Thanks for any thoughts or ideas. either way, my Internet is still great, but dropping packets on sub-saturation levels of bandwidth is a bit annoying, especially when it sometimes causes issues with some web pages.

Harvy66

I just set my receive queues to 2.5k. It's pretty much an issue just limited to traffic that can burst in quickly. Because interactive streams, like games, are on their own separate queue with reserved bandwidth, it seems to not affect anything except their own queues. Because the burst is being rate limited to fit into 48Mb/s in a much smoother fashion via PFSense, than Cisco, my machine cannot ACK data that it has not received yet, so the other side backs down. It seems to be that it's not so much the burst causing issues, but that my machine would normally ACK all of the data in that burst as quickly as it came in, indicating to the other side that I'm ready to receive more, when it really needs to back off before Cisco clamps down hard.

This is mostly me just theorizing, but I am seeing much better results.

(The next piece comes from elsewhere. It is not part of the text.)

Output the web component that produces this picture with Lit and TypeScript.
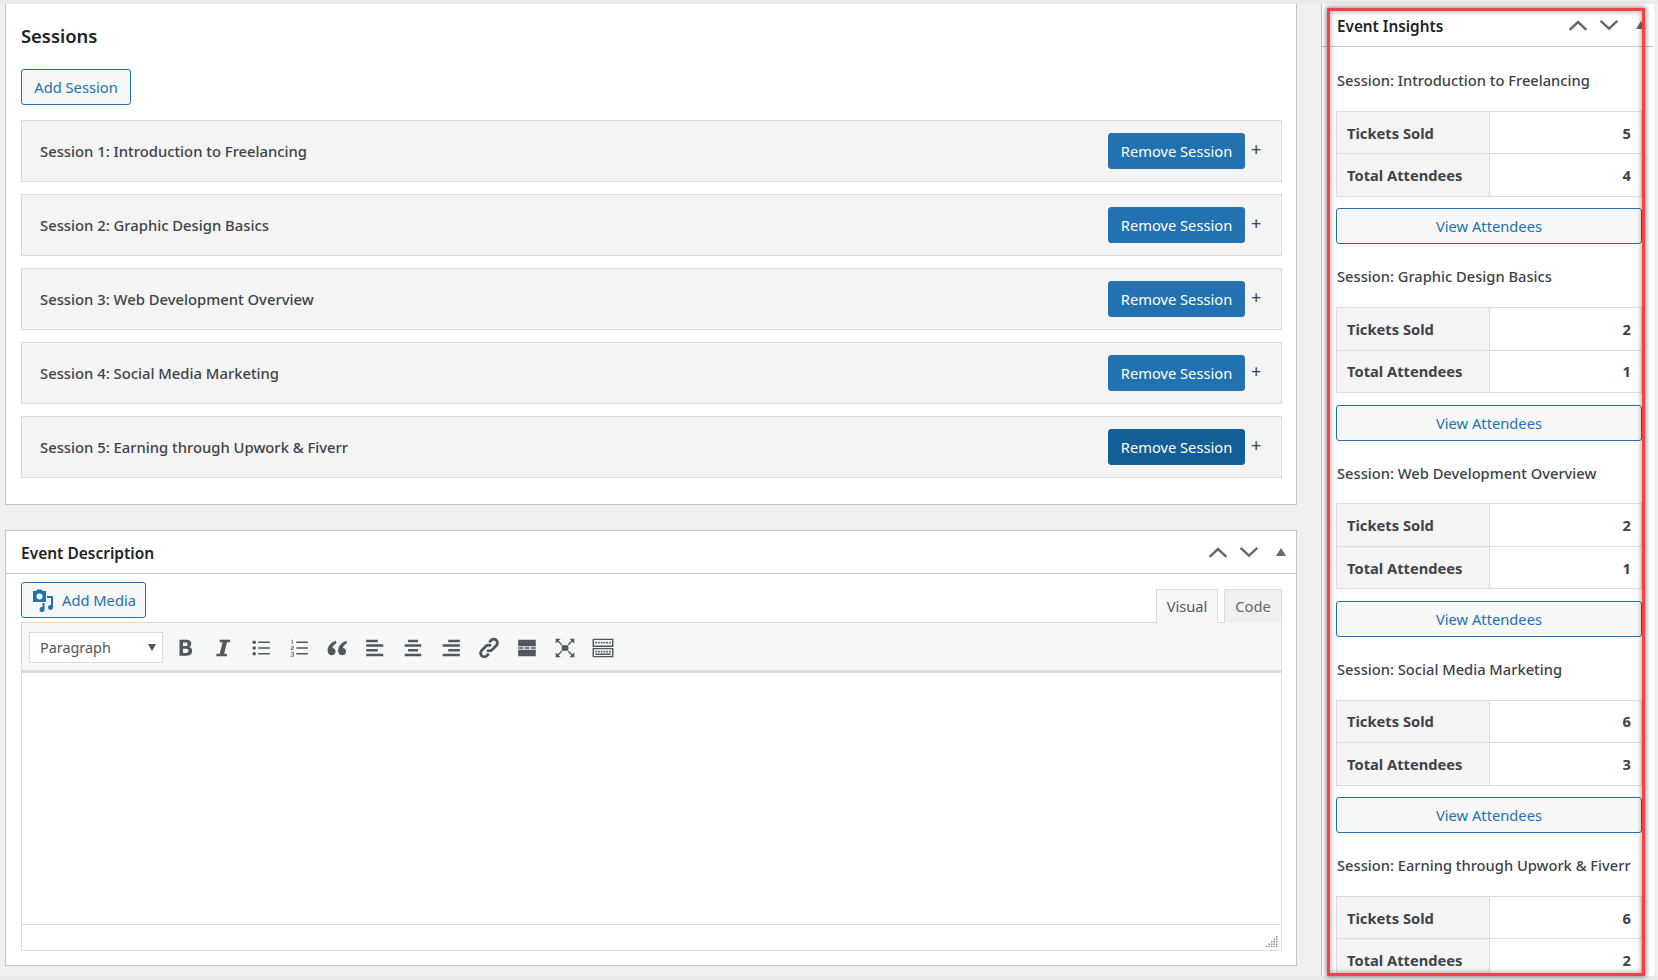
import { LitElement, html, css, svg } from "lit";
import { customElement } from "lit/decorators.js";

const sessions = [
  { name: "Introduction to Freelancing", sold: 5, att: 4 },
  { name: "Graphic Design Basics", sold: 2, att: 1 },
  { name: "Web Development Overview", sold: 2, att: 1 },
  { name: "Social Media Marketing", sold: 6, att: 3 },
  { name: "Earning through Upwork & Fiverr", sold: 6, att: 2 },
];

const chevUp = html`<svg class="ctl" viewBox="0 0 20 20"><path d="M3 14 10 7.500l7 6.500" fill="none" stroke="#646970" stroke-width="2"/></svg>`;
const chevDown = html`<svg class="ctl" viewBox="0 0 20 20"><path d="M3 6.500 10 13l7-6.500" fill="none" stroke="#646970" stroke-width="2"/></svg>`;
const tri = html`<svg class="ctl tri" viewBox="0 0 20 20"><path d="M5 14 10 6l5 8z" fill="#646970"/></svg>`;

const icons = [
  svg`<path d="M5 2.500h6.400c2.700 0 4.300 1.400 4.300 3.600 0 1.500-.8 2.600-2 3.100 1.700.4 2.800 1.700 2.800 3.600 0 2.600-1.900 4.200-4.900 4.200H5V2.500zm3.200 2.500v3.200h2.500c1.100 0 1.700-.6 1.700-1.600S11.800 5 10.700 5H8.200zm0 5.600v3.900h2.900c1.300 0 2-.7 2-2s-.7-1.900-2-1.900H8.200z"/>`,
  svg`<path d="M7 2.500h9.500v2.300h-2.900L11 15.200h2.500v2.300H4v-2.300h3L9.600 4.800H7z"/>`,
  svg`<circle cx="3.800" cy="4.800" r="1.600"/><circle cx="3.800" cy="10" r="1.600"/><circle cx="3.800" cy="15.200" r="1.600"/><path d="M7.500 4.200H18v1.300H7.500zM7.500 9.400H18v1.300H7.500zM7.500 14.600H18v1.300H7.500z"/>`,
  svg`<path d="M7.500 4.200H18v1.300H7.500zM7.500 9.400H18v1.300H7.500zM7.500 14.600H18v1.300H7.500z"/><path d="M3 2.500h1.400v4H3.400V3.400H3zM2.500 8.500h2.900v1L4 11h1.400v.9H2.500v-1L3.900 9.400H2.500zM2.500 13.500h2.900v4.500H2.500v-.9h2v-.9H3v-.9h1.500v-.9h-2z" opacity=".7"/>`,
  svg`<path d="M9 3.500C4.800 5 1.500 8.200 1.500 12.200c0 2.500 1.500 4.300 3.700 4.300 2 0 3.500-1.500 3.500-3.400 0-1.800-1.200-3.100-2.900-3.300.4-1.700 1.700-3.100 3.700-4.100zM18.500 3.500C14.300 5 11 8.200 11 12.200c0 2.500 1.500 4.300 3.700 4.300 2 0 3.500-1.500 3.500-3.400 0-1.800-1.200-3.100-2.900-3.300.4-1.700 1.700-3.100 3.700-4.100z"/>`,
  svg`<path d="M2 2.500h10.500v2.200H2zM2 6.700h15.500v2.200H2zM2 11h10.500v2.200H2zM2 15.300h15.500v2.200H2z"/>`,
  svg`<path d="M5.500 2.500h9v2.200h-9zM2.500 6.700h15v2.200h-15zM5.500 11h9v2.200h-9zM2.500 15.300h15v2.200h-15z"/>`,
  svg`<path d="M7.500 2.500H18v2.200H7.500zM2.500 6.700H18v2.200H2.500zM7.500 11H18v2.200H7.500zM2.500 15.300H18v2.200H2.500z"/>`,
  svg`<g fill="none" stroke="currentColor" stroke-width="2.500"><path d="M8.200 11.800a3.100 3.100 0 0 0 4.400 0l4.100-4.100a3.300 3.300 0 0 0-4.700-4.700l-1.800 1.800"/><path d="M11.800 8.200a3.100 3.100 0 0 0-4.400 0l-4.100 4.100a3.300 3.300 0 0 0 4.700 4.700l1.800-1.800"/></g>`,
  svg`<path d="M2 2.500h16v6H2zM2 9.300h4.500v1.400H2zM7.700 9.300h4.600v1.400H7.700zM13.500 9.300H18v1.400h-4.500zM2 11.500h16v6H2z"/>`,
  svg`<path d="M7 7.500h6v5H7z"/><path d="M3 3l4 4M17 3l-4 4M3 17l4-4M17 17l-4-4" stroke="currentColor" stroke-width="1.300" fill="none"/><path d="M1.500 1.500H6L1.500 6zM18.500 1.500V6L14 1.500zM1.500 18.500V14L6 18.500zM18.500 18.500H14l4.500-4.500z"/>`,
  svg`<path fill-rule="evenodd" d="M.5 1.500h19v7.500H.5zm1.300 1.200v5.100h16.400V2.700zM.5 10h19v8.500H.5zm1.300 1.200v6.100h16.400v-6.100z"/><path d="M3 4.300h1.500v1.500H3zM5.500 4.300H7v1.500H5.500zM8 4.300h1.500v1.500H8zM10.500 4.300H12v1.500h-1.500zM13 4.300h1.500v1.500H13zM15.500 4.300H17v1.500h-1.500zM3 12.500h1.500V14H3zM5.500 12.500H7V14H5.500zM8 12.500h1.500V14H8zM10.500 12.500H12V14h-1.500zM13 12.500h1.500V14H13zM15.500 12.500H17V14h-1.500zM3 15h14v1.300H3z"/>`,
];

@customElement("app-root")
export class AppRoot extends LitElement {
  static styles = css`
    :host { display: block; width: 1658px; height: 980px; position: relative; overflow: hidden; background: #f0f0f1; font-family: "Noto Sans", "Open Sans", sans-serif; font-size: 14.7px; color: #3c434a; }
    * { box-sizing: border-box; }
    .page { display: flex; height: 980px; padding: 4px 0 4px 5px; align-items: flex-start; }
    .strip { height: 4px; background: #e8eaec; position: absolute; left: 0; right: 0; }
    .strip.top { top: 0; }
    .strip.bot { bottom: 0; }
    .main { width: 1292px; display: flex; flex-direction: column; gap: 25px; }
    .box { background: #fff; border: 1px solid #c3c4c7; border-width: 0 1px 1px 1px; padding: 0 14px 0 15px; }
    .sessions { height: 501px; padding-top: 19px; border-top: 0; }
    h3 { margin: 0; font-size: 18.400px; font-weight: 600; line-height: 26px; color: #1d2327; }
    .btn { display: inline-flex; align-items: center; justify-content: center; height: 36px; border: 1px solid #2271b1; border-radius: 3px; background: #f6f7f7; color: #2271b1; font-size: 14.700px; padding: 0 12px; }
    .add { margin-top: 20px; width: 110px; padding: 0; }
    .row { margin-top: 15px; height: 62px; background: #f4f4f4; border: 1px solid #dcdcde; display: flex; align-items: center; padding: 0 10px 0 18px; font-weight: 500; }
    .row + .row { margin-top: 12px; }
    .row .name { flex: 1; font-size: 14.800px; }
    .primary { background: #2271b1; color: #fff; width: 137px; padding: 0 0 0 0; font-weight: 400; }
    .primary.dark { background: #135e96; border-color: #135e96; }
    .plus { width: 26px; text-align: left; padding-left: 6px; align-self: flex-start; margin-top: 17px; font-weight: 400; color: #3c434a; font-size: 18px; line-height: 22px; }
    .desc { height: 436px; border-top: 1px solid #c3c4c7; padding: 0; }
    .head { height: 43px; border-bottom: 1px solid #c3c4c7; display: flex; align-items: center; padding: 0 5px 0 15px; }
    .head .title { flex: 1; font-size: 15.500px; font-weight: 600; color: #1d2327; padding-top: 1px; }
    .ctl { width: 24px; height: 24px; margin-left: 7px; display: block; }
    .ctl.tri { width: 20px; height: 20px; margin-left: 10px; }
    .editor { padding: 8px 14px 0 15px; }
    .edtop { display: flex; align-items: flex-end; height: 40px; }
    .media { width: 125px; padding: 0; gap: 7px; margin-bottom: 4px; }
    .media svg { width: 24px; height: 24px; }
    .tabs { margin-left: auto; display: flex; gap: 6px; }
    .tab { height: 34px; border: 1px solid #dcdcde; border-bottom: 0; display: flex; align-items: center; justify-content: center; background: #f0f0f1; color: #646970; font-size: 14.700px; width: 58px; position: relative; top: 1px; padding-bottom: 2px; }
    .tab.on { width: 62px; background: #f6f7f7; color: #50575e; }
    .toolbar { height: 51px; background: #f6f7f7; border: 1px solid #dcdcde; border-bottom: 3px solid #dcdcde; display: flex; align-items: center; padding: 2px 0 0 7px; }
    .select { width: 134px; height: 31px; background: #fff; border: 1px solid #dcdcde; display: flex; align-items: center; padding: 0 6px 0 10px; color: #50575e; font-size: 14.400px; justify-content: space-between; margin-right: 3px; }
    .select i { width: 0; height: 0; border: 4px solid transparent; border-top: 7px solid #50575e; border-bottom: 0; }
    .tool { width: 38px; height: 30px; display: flex; align-items: center; justify-content: center; color: #50575e; }
    .tool svg { width: 22px; height: 22px; fill: currentColor; display: block; }
    .area { height: 251px; border: 1px solid #dcdcde; border-width: 0 1px; background: #fff; }
    .status { height: 27px; border: 1px solid #dcdcde; display: flex; align-items: flex-end; justify-content: flex-end; padding: 0 3px 3px 0; }
    .status svg { width: 12px; height: 12px; display: block; }

    .side { margin-left: 24px; width: 333px; height: 972px; background: #fff; border-left: 1px solid #c3c4c7; overflow: hidden; flex: none; }
    .side .head { height: 43px; padding: 0 3px 0 15px; }
    .side .head .title { font-size: 15.300px; }
    .ins { padding: 1.500px 0 0 14px; width: 320px; }
    .ins h4 { margin: 0; height: 62.250px; display: flex; align-items: center; font-size: 14.700px; font-weight: 500; padding: 1px 0 0 1px; }
    table { width: 306px; border-collapse: collapse; table-layout: fixed; margin-bottom: 11.500px; }
    td, th { height: 42.500px; border: 1px solid #dcdcde; padding: 0 10px; font-size: 14.700px; font-weight: 700; }
    th { width: 153px; background: #f4f4f4; text-align: left; }
    td { text-align: right; background: #fff; }
    .view { width: 306px; padding: 0; display: flex; margin-bottom: .500px; }
    .redbox { position: absolute; left: 1327px; top: 8px; width: 318px; height: 968px; border: 3px solid #f44147; box-shadow: 0 0 5px 1px rgba(0,0,0,.45), inset 0 0 5px 1px rgba(0,0,0,.3); pointer-events: none; }
  `;

  render() {
    return html`
      <div class="strip top"></div>
      <div class="strip bot"></div>
      <div class="page">
        <div class="main">
          <section class="box sessions">
            <h3>Sessions</h3>
            <div class="btn add">Add Session</div>
            ${sessions.map((s, i) => html`
              <div class="row">
                <span class="name">Session ${i + 1}: ${s.name}</span>
                <div class="btn primary ${i === 4 ? "dark" : ""}">Remove Session</div>
                <span class="plus">+</span>
              </div>`)}
          </section>
          <section class="box desc">
            <div class="head"><span class="title">Event Description</span>${chevUp}${chevDown}${tri}</div>
            <div class="editor">
              <div class="edtop">
                <div class="btn media">
                  <svg viewBox="0 0 24 24" fill="#2271b1"><path fill-rule="evenodd" d="M2 3h3l1.500-1.500h4L12 3h3v11H2zm6.500 2.500a3 3 0 1 0 0 6 3 3 0 0 0 0-6z"/><path d="M16 8h6v11.500a2.500 2.500 0 1 1-2-2.400V10h-4zM13.500 15v6.500a2.500 2.500 0 1 1-2-2.400V15z"/></svg>
                  Add Media
                </div>
                <div class="tabs"><div class="tab on">Visual</div><div class="tab">Code</div></div>
              </div>
              <div class="toolbar">
                <div class="select">Paragraph<i></i></div>
                ${icons.map((p) => html`<div class="tool"><svg viewBox="0 0 20 20">${p}</svg></div>`)}
              </div>
              <div class="area"></div>
              <div class="status">
                <svg viewBox="0 0 12 12" fill="#8c8f94"><path d="M10 1h1.500v1.500H10zM10 3.500h1.500V5H10zM7.500 3.500H9V5H7.500zM10 6h1.500v1.500H10zM7.500 6H9v1.500H7.500zM5 6h1.500v1.500H5zM10 8.500h1.500V10H10zM7.500 8.500H9V10H7.500zM5 8.500h1.500V10H5zM2.500 8.500H4V10H2.500zM10 11h1.500v1H10zM7.500 11H9v1H7.500zM5 11h1.500v1H5zM2.500 11H4v1H2.500zM0 11h1.500v1H0z"/></svg>
              </div>
            </div>
          </section>
        </div>
        <aside class="side">
          <div class="head"><span class="title">Event Insights</span>${chevUp}${chevDown}${tri}</div>
          <div class="ins">
            ${sessions.map((s) => html`
              <h4>Session: ${s.name}</h4>
              <table>
                <tr><th>Tickets Sold</th><td>${s.sold}</td></tr>
                <tr><th>Total Attendees</th><td>${s.att}</td></tr>
              </table>
              <div class="btn view">View Attendees</div>`)}
          </div>
        </aside>
      </div>
      <div class="redbox"></div>
    `;
  }
}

I did find that I need to limit my P2P's queue size. During the ramp-up of a heavily seeded torrent, like Fedora, the hundreds of sending end-points would still peak over 50Mb/s on my WAN interface before leveling off, even though PFSense was making sure that I was only getting 48Mb/s. So while a large queue to soak the burst from a single sender works fine, a large queue for many senders that are all ramping up at the same time can cause issues.

P2P also has a lot less burst than Google services. I don't really have the issue of 1gb micro-bursting from Torrents. If I remember correctly, Google uses a custom TCP setup where they purposefully burst the first X bytes at or near full line rate, to make better use of available bandwidth. They let network buffers worry about the bursts. The "problem" is that between my ISP and Google is Level 3, and no congestion. It just lets that 1gb burst right on through 8 hops and 250 miles.